Over the past several days, no ad campaign has been as inescapable as the one hyping Food Network’s recently aired “Super Chef Battle”. The innumerable commercials and Web banners that ran in support of the event made it seem like a culinary version of a Thunderdome match, crossed with the Apollo Creed versus Ivan Drago bout from Rocky IV. P.T. Barnum would be proud.

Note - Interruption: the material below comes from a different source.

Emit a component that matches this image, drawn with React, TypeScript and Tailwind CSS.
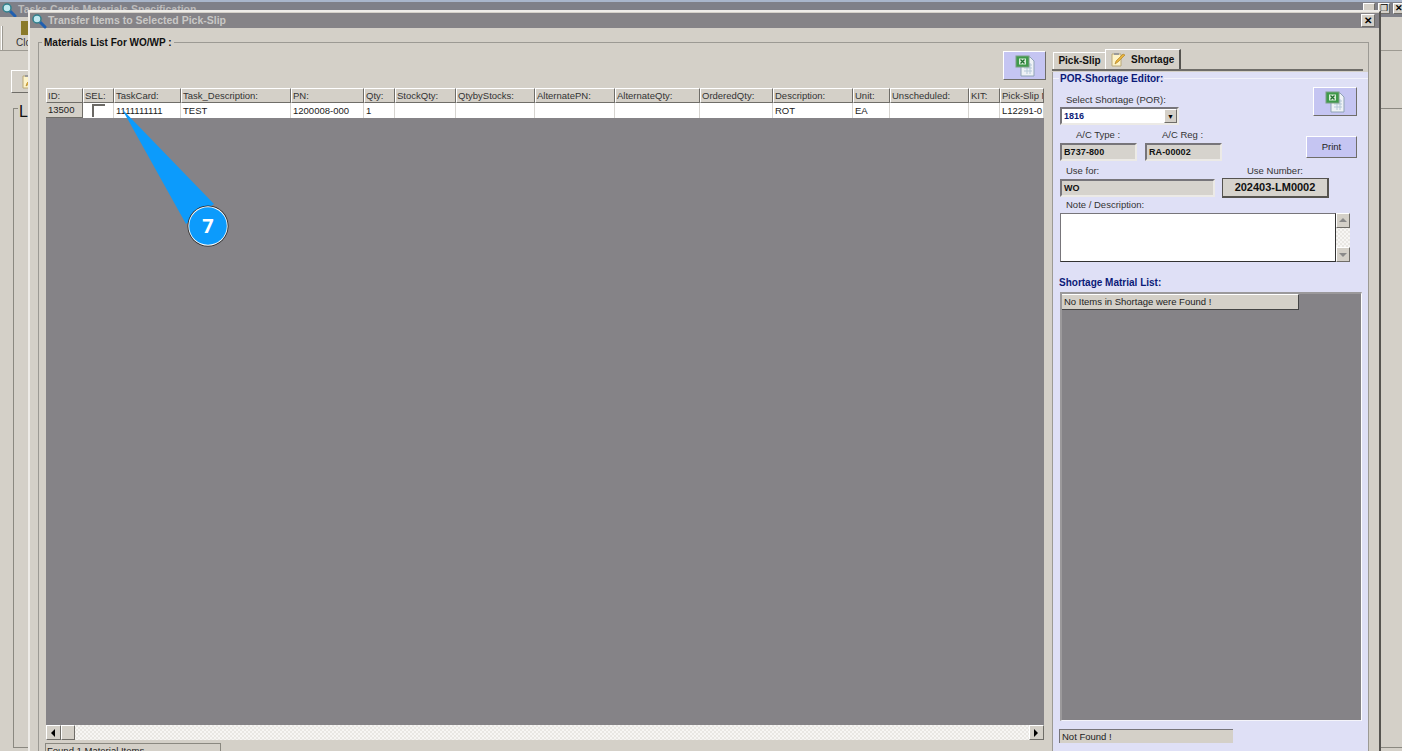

But whenever one of the Food Network ads popped up, we couldn’t help but think of the decline and fall of ancient civilizations, and what their missteps might teach us about the perils of gluttony. Many years ago, we remember reading that Ancient Rome started heading downhill once its patricians started building statues of their favorite chefs. Alas, we’ve since been unable to verify the veracity of this claim, though tales of Roman gustatory excess are legion. But we can certainly point the finger at one ancient celebrity for going one step too far in honoring his cook: the Lydian king Croesus. The utterly fantastic 1914 booklet Roman Cooks pointed us toward Herodotus’s account of the king’s adulatory nod toward a favored food provider:
Besides these various offerings, Croesus sent to Delphi many others of less account, among the rest a number of round silver basins. Also he dedicated a female figure in gold, three cubits high, which is said by the Delphians to be the statue of his baking-woman; and further, he presented the necklace and the girdles of his wife.
Shortly thereafter, Croesus was defeated by the Persians, and Lydia’s great age of power came to an end. Could our current chef idolatry be a harbinger of similar decline?